Merkel made some stunningly bad decisions, too, displaying a striking lack of understanding about the limits of German power. It’s true that Germany is the most powerful country in Europe. But Germany needs the EU just as much as the EU needs Germany: German power isn’t much good if the country is constantly engaged in negative-sum relations with its many neighbors.
Because of this, previous chancellors had all sought to convince Germans that their national interests dovetailed closely with the common European interest.

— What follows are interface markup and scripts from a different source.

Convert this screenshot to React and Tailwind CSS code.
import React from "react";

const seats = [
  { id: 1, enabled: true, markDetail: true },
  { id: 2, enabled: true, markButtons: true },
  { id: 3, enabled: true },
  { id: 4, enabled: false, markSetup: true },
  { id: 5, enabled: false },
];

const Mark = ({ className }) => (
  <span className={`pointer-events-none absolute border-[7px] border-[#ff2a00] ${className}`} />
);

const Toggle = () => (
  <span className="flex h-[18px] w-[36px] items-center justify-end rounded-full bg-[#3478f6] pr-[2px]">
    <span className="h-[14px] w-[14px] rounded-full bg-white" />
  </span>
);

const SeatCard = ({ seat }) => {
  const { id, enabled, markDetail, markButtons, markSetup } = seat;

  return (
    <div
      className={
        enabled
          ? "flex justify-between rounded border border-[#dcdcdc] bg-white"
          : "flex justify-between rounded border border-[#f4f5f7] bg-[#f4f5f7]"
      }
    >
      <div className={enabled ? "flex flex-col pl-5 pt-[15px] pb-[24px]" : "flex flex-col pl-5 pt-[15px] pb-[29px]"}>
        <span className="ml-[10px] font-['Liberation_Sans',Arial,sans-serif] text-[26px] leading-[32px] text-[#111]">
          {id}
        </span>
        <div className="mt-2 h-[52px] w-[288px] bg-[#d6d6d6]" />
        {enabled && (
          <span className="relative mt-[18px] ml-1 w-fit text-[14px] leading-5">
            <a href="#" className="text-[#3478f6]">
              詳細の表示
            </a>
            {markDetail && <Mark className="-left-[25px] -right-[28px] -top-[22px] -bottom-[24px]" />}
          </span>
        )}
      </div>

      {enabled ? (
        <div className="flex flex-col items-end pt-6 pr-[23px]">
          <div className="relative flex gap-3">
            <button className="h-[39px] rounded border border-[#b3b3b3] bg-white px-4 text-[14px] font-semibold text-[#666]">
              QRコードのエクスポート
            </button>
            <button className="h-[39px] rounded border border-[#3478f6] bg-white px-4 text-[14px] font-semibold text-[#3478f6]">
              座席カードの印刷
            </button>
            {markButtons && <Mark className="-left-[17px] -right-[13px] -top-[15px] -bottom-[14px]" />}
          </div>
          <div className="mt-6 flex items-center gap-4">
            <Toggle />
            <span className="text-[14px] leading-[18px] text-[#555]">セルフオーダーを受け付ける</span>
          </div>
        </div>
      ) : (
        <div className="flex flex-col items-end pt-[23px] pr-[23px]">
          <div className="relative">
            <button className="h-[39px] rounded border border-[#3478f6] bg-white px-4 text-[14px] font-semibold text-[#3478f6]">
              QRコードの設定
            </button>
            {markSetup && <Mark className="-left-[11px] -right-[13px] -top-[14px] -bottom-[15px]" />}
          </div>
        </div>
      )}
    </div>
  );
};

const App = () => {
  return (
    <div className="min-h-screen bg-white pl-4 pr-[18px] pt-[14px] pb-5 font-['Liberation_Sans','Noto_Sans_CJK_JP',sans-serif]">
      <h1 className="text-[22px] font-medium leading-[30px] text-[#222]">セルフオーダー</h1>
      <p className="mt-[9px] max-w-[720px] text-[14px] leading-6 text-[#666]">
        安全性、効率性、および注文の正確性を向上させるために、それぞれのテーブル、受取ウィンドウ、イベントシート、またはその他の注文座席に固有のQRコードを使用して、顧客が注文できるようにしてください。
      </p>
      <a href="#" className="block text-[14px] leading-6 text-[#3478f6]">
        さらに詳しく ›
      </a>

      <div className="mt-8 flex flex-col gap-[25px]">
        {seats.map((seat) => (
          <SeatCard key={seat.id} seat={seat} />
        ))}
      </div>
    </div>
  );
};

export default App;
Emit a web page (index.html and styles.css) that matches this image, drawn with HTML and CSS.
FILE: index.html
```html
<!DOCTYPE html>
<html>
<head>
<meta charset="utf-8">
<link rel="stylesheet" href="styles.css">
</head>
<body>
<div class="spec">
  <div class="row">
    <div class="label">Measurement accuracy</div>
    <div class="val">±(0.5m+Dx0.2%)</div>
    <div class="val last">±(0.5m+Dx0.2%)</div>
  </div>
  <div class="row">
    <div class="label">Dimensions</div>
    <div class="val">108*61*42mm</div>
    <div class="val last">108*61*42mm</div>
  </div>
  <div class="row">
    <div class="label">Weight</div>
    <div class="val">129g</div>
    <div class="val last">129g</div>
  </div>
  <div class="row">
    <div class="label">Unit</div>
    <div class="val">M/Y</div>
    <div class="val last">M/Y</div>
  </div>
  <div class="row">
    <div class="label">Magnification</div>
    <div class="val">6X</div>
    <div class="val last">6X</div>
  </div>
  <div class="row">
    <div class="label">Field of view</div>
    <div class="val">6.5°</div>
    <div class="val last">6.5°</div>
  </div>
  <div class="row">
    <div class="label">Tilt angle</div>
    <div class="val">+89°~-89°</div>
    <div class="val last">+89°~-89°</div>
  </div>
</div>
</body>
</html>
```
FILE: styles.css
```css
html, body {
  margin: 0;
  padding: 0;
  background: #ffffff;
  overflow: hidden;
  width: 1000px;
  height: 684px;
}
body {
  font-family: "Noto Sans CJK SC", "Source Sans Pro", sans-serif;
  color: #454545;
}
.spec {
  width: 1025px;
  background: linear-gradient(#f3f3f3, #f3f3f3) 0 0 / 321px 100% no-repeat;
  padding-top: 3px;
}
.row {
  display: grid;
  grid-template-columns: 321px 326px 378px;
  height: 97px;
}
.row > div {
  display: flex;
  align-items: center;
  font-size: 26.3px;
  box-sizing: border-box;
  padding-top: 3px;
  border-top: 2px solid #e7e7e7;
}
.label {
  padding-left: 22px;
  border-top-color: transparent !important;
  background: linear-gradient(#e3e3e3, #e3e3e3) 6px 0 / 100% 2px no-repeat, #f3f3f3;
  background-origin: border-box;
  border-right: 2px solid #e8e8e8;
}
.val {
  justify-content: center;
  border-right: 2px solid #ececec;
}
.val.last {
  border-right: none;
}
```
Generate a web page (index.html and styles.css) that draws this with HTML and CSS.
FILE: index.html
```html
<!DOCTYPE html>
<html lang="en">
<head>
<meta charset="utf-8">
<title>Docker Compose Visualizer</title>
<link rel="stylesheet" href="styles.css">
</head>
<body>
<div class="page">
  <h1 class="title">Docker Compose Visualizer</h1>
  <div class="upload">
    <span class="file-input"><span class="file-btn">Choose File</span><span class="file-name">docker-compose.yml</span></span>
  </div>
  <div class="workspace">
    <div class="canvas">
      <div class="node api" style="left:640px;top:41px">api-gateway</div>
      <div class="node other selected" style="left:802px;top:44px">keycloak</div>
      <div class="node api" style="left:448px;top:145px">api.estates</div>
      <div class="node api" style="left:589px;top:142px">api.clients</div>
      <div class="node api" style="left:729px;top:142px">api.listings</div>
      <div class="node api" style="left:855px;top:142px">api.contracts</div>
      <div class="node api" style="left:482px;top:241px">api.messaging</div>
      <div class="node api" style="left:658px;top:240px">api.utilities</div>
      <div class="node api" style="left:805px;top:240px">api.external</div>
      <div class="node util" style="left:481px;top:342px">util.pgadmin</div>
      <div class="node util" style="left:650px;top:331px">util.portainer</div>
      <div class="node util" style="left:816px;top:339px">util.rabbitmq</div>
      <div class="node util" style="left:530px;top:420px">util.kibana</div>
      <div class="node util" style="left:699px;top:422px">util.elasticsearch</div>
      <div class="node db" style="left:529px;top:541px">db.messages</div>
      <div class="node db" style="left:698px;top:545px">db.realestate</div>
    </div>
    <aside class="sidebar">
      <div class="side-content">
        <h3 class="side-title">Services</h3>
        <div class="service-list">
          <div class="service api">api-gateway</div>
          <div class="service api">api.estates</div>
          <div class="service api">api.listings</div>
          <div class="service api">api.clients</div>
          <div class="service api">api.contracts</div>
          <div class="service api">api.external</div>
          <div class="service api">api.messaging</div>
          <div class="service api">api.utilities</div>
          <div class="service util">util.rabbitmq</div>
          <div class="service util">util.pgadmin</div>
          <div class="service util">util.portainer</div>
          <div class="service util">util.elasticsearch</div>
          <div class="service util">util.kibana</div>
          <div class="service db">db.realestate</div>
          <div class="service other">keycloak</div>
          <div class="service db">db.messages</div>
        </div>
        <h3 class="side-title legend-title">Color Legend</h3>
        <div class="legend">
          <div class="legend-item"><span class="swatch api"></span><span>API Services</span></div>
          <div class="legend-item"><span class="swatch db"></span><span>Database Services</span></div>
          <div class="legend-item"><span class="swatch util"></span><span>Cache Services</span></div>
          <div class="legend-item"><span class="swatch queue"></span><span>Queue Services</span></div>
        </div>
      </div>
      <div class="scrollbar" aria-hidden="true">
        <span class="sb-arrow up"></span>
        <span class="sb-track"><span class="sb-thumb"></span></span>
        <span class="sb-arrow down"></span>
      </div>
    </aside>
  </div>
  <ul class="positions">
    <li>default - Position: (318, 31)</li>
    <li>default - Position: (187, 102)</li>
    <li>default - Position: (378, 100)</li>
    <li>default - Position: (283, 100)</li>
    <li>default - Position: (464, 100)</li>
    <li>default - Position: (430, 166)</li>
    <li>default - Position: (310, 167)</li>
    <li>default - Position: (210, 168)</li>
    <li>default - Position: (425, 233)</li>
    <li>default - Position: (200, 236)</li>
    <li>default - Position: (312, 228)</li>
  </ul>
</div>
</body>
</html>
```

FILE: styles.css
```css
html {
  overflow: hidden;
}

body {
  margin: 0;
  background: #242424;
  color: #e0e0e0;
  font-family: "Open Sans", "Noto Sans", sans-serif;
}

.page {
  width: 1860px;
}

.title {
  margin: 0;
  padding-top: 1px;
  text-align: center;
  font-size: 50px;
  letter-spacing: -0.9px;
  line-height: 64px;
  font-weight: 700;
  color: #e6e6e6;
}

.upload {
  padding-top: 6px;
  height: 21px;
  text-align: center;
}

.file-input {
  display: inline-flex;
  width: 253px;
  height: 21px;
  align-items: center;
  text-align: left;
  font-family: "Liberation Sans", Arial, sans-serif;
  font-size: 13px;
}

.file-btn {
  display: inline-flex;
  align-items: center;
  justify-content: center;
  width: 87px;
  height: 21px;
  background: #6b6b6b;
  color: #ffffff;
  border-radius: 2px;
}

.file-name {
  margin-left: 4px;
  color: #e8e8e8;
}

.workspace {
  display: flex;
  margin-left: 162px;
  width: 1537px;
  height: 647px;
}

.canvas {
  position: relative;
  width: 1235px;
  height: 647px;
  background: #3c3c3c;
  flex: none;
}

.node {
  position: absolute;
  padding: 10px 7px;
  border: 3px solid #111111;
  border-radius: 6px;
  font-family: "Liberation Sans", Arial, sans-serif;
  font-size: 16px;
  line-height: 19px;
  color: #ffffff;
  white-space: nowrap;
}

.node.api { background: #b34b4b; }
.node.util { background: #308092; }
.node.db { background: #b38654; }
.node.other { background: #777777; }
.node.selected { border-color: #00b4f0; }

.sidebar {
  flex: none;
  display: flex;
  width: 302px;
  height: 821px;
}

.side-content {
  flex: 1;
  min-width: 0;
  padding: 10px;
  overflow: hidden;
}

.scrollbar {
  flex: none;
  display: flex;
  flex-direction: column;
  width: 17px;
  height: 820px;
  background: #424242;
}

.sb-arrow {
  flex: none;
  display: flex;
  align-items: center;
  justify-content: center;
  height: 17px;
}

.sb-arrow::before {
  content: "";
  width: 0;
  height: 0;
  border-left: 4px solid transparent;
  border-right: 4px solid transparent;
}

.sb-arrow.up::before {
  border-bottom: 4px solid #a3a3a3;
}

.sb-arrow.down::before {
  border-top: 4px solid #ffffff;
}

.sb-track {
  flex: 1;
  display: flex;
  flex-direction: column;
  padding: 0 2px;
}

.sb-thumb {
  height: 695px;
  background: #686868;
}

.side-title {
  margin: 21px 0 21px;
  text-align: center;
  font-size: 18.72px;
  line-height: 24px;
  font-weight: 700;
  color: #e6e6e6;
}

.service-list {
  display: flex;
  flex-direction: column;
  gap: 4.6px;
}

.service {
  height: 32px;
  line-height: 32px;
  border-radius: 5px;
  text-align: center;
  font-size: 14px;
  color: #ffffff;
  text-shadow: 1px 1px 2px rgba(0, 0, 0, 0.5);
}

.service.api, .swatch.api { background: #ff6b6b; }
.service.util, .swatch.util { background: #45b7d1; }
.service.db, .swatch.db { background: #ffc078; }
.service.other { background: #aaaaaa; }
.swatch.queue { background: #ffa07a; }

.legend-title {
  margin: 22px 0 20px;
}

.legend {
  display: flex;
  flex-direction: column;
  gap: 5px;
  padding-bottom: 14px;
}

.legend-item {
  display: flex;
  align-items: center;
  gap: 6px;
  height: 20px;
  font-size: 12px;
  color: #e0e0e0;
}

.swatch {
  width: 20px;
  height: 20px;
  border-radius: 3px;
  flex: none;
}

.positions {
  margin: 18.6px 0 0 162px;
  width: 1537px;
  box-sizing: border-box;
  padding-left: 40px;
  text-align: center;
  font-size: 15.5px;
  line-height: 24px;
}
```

From Konrad Adenauer to Gerhard Schroeder, Germany’s chancellors went out of their way to build and emphasize Germany’s close relations with France, even if those relations occasionally had the air of deference and even if they demanded suppressing personal differences. Merkel, on the other hand, who was raised in isolated communist East Germany, prefers to defend Germany’s personal interests, defensively insisting that Germany is a "normal country." But while Germans may feel liberated in the short term by thumbing their noses at their allies, Merkel’s isolationism will eventually mean a less comfortable neighborhood and a weaker Germany.
Moreover, Merkel has neglected to pay attention to the ways that the European Monetary Union was designed to evolve in one direction, toward "ever closer union," in the words of 1991’s Treaty of Maastricht. As historian of the euro currency David Marsh pointed out in his book, The Euro: The Politics of the New Global Currency, the founders of the euro knew it would eventually require European countries to integrate their national economies. With Germany’s banks deeply leveraged in Greek debt, Merkel should have acknowledged early on just how much a Greek default would have been a German problem. And she should not have so blithely waved off repeated criticisms from France that Germany’s trade surpluses were causing problems for its neighbors. These sorts of problems were predictable and correctible, but not if one chose to view them, as Merkel seemed to, as embarrassing and insulting.
What Merkel now needs is to summon words of pathos about the fate of the EU, to convince publics both domestic and foreign about the sincerity of her commitment to the continent’s collective fate. One can only hope she was taking notes at the recent 80th birthday celebration of former chancellor Helmut Kohl, who openly declared that the EU’s current financial crisis was a matter of "war and peace." Referring to his work creating the euro currency and its "guarantee of peace" for the continent, the ailing Kohl said, "I can honestly say that my life had a meaning." Unfortunately, Merkel has cultivated a political persona that is dispassionate and drily analytical. It’s helped her stay in office, but at times like this, it hasn’t made her much of a leader. And ultimately it’s Europe that may suffer the greatest consequences.